Task details:
Make an exact copy of all the material below, apart from the pictures.

** START Supplied data **

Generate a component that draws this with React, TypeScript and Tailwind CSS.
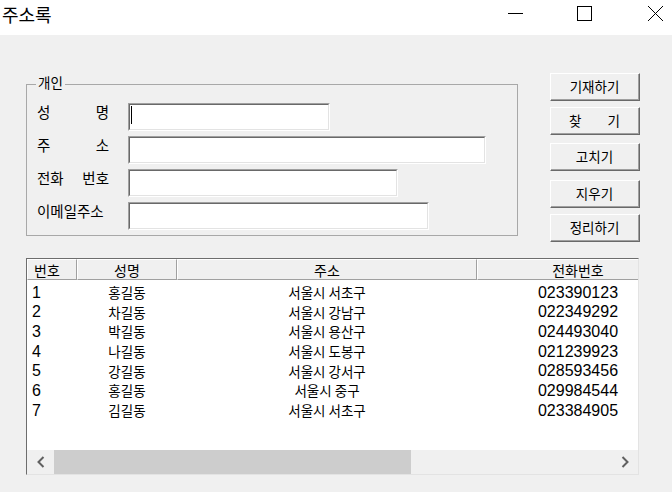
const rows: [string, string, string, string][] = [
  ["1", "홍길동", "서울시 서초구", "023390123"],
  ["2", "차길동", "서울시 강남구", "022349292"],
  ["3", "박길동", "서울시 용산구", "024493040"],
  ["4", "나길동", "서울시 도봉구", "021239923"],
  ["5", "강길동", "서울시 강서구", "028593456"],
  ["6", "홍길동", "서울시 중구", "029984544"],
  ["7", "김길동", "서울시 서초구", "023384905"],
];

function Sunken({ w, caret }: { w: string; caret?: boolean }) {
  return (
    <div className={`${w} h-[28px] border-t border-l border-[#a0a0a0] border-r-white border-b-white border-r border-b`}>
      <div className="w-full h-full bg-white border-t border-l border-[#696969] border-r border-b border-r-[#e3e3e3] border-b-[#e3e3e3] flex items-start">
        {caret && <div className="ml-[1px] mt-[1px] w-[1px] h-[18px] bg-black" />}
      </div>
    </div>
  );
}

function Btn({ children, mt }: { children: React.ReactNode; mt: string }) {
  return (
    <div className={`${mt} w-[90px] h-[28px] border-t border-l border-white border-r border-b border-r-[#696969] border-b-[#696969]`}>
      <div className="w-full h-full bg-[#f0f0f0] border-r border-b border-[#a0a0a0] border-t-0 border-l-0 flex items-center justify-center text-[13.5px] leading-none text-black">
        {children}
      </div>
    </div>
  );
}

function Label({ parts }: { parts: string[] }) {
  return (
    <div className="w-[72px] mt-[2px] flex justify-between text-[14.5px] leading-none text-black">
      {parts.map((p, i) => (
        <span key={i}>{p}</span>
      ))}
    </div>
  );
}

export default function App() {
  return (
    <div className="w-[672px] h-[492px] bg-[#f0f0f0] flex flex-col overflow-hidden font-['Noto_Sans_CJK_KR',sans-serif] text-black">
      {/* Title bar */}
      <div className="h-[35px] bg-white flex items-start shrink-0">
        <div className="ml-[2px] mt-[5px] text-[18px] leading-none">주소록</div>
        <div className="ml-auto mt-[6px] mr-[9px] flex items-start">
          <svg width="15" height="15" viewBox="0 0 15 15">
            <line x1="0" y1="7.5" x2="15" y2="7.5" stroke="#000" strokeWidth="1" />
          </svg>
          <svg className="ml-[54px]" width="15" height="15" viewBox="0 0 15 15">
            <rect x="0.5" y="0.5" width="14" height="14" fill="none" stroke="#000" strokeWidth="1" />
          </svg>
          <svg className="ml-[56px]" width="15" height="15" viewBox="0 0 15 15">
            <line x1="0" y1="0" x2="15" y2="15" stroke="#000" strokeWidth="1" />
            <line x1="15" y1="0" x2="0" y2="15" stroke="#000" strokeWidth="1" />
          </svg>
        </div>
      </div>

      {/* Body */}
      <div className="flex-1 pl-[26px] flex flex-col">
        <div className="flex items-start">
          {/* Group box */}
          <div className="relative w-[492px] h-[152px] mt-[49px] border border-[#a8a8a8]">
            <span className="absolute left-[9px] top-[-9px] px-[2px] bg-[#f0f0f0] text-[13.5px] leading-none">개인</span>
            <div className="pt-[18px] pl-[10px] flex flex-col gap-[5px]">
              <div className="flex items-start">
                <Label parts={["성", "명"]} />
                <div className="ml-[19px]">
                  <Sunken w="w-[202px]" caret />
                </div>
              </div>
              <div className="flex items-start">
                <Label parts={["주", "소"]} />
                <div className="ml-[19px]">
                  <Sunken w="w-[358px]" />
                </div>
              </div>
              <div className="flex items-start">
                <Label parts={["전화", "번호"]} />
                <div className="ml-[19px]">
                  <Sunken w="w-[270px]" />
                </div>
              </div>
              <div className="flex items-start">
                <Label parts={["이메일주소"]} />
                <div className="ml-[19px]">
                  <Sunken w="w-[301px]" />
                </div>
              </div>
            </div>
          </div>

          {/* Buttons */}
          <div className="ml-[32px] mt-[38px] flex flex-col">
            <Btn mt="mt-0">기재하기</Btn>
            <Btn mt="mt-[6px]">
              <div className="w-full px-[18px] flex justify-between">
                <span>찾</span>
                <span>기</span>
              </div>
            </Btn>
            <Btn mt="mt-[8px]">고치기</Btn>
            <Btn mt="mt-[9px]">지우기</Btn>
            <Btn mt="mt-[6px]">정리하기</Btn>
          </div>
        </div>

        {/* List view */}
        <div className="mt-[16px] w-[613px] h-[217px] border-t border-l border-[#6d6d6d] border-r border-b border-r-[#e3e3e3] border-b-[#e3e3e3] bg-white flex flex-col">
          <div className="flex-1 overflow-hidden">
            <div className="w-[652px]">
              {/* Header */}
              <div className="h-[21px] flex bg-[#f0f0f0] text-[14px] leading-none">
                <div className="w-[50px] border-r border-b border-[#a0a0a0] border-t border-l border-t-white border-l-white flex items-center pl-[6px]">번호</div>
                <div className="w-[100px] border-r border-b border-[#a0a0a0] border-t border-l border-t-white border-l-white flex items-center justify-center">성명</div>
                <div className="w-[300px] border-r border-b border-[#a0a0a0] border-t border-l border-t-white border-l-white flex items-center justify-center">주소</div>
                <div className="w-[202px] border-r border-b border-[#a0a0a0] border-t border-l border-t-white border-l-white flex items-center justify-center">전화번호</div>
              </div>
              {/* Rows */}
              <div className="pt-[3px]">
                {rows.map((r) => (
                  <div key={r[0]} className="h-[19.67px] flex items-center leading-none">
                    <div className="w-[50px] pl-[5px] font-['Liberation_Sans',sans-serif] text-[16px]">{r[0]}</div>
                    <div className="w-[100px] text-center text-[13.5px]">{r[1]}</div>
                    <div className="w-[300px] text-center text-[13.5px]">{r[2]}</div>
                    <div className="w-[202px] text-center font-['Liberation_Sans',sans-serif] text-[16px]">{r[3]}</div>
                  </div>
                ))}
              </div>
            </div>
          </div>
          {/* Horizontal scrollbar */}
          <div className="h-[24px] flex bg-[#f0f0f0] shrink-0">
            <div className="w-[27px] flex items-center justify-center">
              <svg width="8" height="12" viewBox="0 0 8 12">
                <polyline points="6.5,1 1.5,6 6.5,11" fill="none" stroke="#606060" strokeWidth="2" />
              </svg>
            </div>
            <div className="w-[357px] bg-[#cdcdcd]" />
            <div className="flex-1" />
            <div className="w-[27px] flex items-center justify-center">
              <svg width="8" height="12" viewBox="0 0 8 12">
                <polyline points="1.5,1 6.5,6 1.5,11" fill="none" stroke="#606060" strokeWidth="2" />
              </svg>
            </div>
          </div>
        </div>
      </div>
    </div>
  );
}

** END Supplied data **

Solution:
Generate a component that draws this with React, TypeScript and Tailwind CSS.
const rows: [string, string, string, string][] = [
  ["1", "홍길동", "서울시 서초구", "023390123"],
  ["2", "차길동", "서울시 강남구", "022349292"],
  ["3", "박길동", "서울시 용산구", "024493040"],
  ["4", "나길동", "서울시 도봉구", "021239923"],
  ["5", "강길동", "서울시 강서구", "028593456"],
  ["6", "홍길동", "서울시 중구", "029984544"],
  ["7", "김길동", "서울시 서초구", "023384905"],
];

function Sunken({ w, caret }: { w: string; caret?: boolean }) {
  return (
    <div className={`${w} h-[28px] border-t border-l border-[#a0a0a0] border-r-white border-b-white border-r border-b`}>
      <div className="w-full h-full bg-white border-t border-l border-[#696969] border-r border-b border-r-[#e3e3e3] border-b-[#e3e3e3] flex items-start">
        {caret && <div className="ml-[1px] mt-[1px] w-[1px] h-[18px] bg-black" />}
      </div>
    </div>
  );
}

function Btn({ children, mt }: { children: React.ReactNode; mt: string }) {
  return (
    <div className={`${mt} w-[90px] h-[28px] border-t border-l border-white border-r border-b border-r-[#696969] border-b-[#696969]`}>
      <div className="w-full h-full bg-[#f0f0f0] border-r border-b border-[#a0a0a0] border-t-0 border-l-0 flex items-center justify-center text-[13.5px] leading-none text-black">
        {children}
      </div>
    </div>
  );
}

function Label({ parts }: { parts: string[] }) {
  return (
    <div className="w-[72px] mt-[2px] flex justify-between text-[14.5px] leading-none text-black">
      {parts.map((p, i) => (
        <span key={i}>{p}</span>
      ))}
    </div>
  );
}

export default function App() {
  return (
    <div className="w-[672px] h-[492px] bg-[#f0f0f0] flex flex-col overflow-hidden font-['Noto_Sans_CJK_KR',sans-serif] text-black">
      {/* Title bar */}
      <div className="h-[35px] bg-white flex items-start shrink-0">
        <div className="ml-[2px] mt-[5px] text-[18px] leading-none">주소록</div>
        <div className="ml-auto mt-[6px] mr-[9px] flex items-start">
          <svg width="15" height="15" viewBox="0 0 15 15">
            <line x1="0" y1="7.5" x2="15" y2="7.5" stroke="#000" strokeWidth="1" />
          </svg>
          <svg className="ml-[54px]" width="15" height="15" viewBox="0 0 15 15">
            <rect x="0.5" y="0.5" width="14" height="14" fill="none" stroke="#000" strokeWidth="1" />
          </svg>
          <svg className="ml-[56px]" width="15" height="15" viewBox="0 0 15 15">
            <line x1="0" y1="0" x2="15" y2="15" stroke="#000" strokeWidth="1" />
            <line x1="15" y1="0" x2="0" y2="15" stroke="#000" strokeWidth="1" />
          </svg>
        </div>
      </div>

      {/* Body */}
      <div className="flex-1 pl-[26px] flex flex-col">
        <div className="flex items-start">
          {/* Group box */}
          <div className="relative w-[492px] h-[152px] mt-[49px] border border-[#a8a8a8]">
            <span className="absolute left-[9px] top-[-9px] px-[2px] bg-[#f0f0f0] text-[13.5px] leading-none">개인</span>
            <div className="pt-[18px] pl-[10px] flex flex-col gap-[5px]">
              <div className="flex items-start">
                <Label parts={["성", "명"]} />
                <div className="ml-[19px]">
                  <Sunken w="w-[202px]" caret />
                </div>
              </div>
              <div className="flex items-start">
                <Label parts={["주", "소"]} />
                <div className="ml-[19px]">
                  <Sunken w="w-[358px]" />
                </div>
              </div>
              <div className="flex items-start">
                <Label parts={["전화", "번호"]} />
                <div className="ml-[19px]">
                  <Sunken w="w-[270px]" />
                </div>
              </div>
              <div className="flex items-start">
                <Label parts={["이메일주소"]} />
                <div className="ml-[19px]">
                  <Sunken w="w-[301px]" />
                </div>
              </div>
            </div>
          </div>

          {/* Buttons */}
          <div className="ml-[32px] mt-[38px] flex flex-col">
            <Btn mt="mt-0">기재하기</Btn>
            <Btn mt="mt-[6px]">
              <div className="w-full px-[18px] flex justify-between">
                <span>찾</span>
                <span>기</span>
              </div>
            </Btn>
            <Btn mt="mt-[8px]">고치기</Btn>
            <Btn mt="mt-[9px]">지우기</Btn>
            <Btn mt="mt-[6px]">정리하기</Btn>
          </div>
        </div>

        {/* List view */}
        <div className="mt-[16px] w-[613px] h-[217px] border-t border-l border-[#6d6d6d] border-r border-b border-r-[#e3e3e3] border-b-[#e3e3e3] bg-white flex flex-col">
          <div className="flex-1 overflow-hidden">
            <div className="w-[652px]">
              {/* Header */}
              <div className="h-[21px] flex bg-[#f0f0f0] text-[14px] leading-none">
                <div className="w-[50px] border-r border-b border-[#a0a0a0] border-t border-l border-t-white border-l-white flex items-center pl-[6px]">번호</div>
                <div className="w-[100px] border-r border-b border-[#a0a0a0] border-t border-l border-t-white border-l-white flex items-center justify-center">성명</div>
                <div className="w-[300px] border-r border-b border-[#a0a0a0] border-t border-l border-t-white border-l-white flex items-center justify-center">주소</div>
                <div className="w-[202px] border-r border-b border-[#a0a0a0] border-t border-l border-t-white border-l-white flex items-center justify-center">전화번호</div>
              </div>
              {/* Rows */}
              <div className="pt-[3px]">
                {rows.map((r) => (
                  <div key={r[0]} className="h-[19.67px] flex items-center leading-none">
                    <div className="w-[50px] pl-[5px] font-['Liberation_Sans',sans-serif] text-[16px]">{r[0]}</div>
                    <div className="w-[100px] text-center text-[13.5px]">{r[1]}</div>
                    <div className="w-[300px] text-center text-[13.5px]">{r[2]}</div>
                    <div className="w-[202px] text-center font-['Liberation_Sans',sans-serif] text-[16px]">{r[3]}</div>
                  </div>
                ))}
              </div>
            </div>
          </div>
          {/* Horizontal scrollbar */}
          <div className="h-[24px] flex bg-[#f0f0f0] shrink-0">
            <div className="w-[27px] flex items-center justify-center">
              <svg width="8" height="12" viewBox="0 0 8 12">
                <polyline points="6.5,1 1.5,6 6.5,11" fill="none" stroke="#606060" strokeWidth="2" />
              </svg>
            </div>
            <div className="w-[357px] bg-[#cdcdcd]" />
            <div className="flex-1" />
            <div className="w-[27px] flex items-center justify-center">
              <svg width="8" height="12" viewBox="0 0 8 12">
                <polyline points="1.5,1 6.5,6 1.5,11" fill="none" stroke="#606060" strokeWidth="2" />
              </svg>
            </div>
          </div>
        </div>
      </div>
    </div>
  );
}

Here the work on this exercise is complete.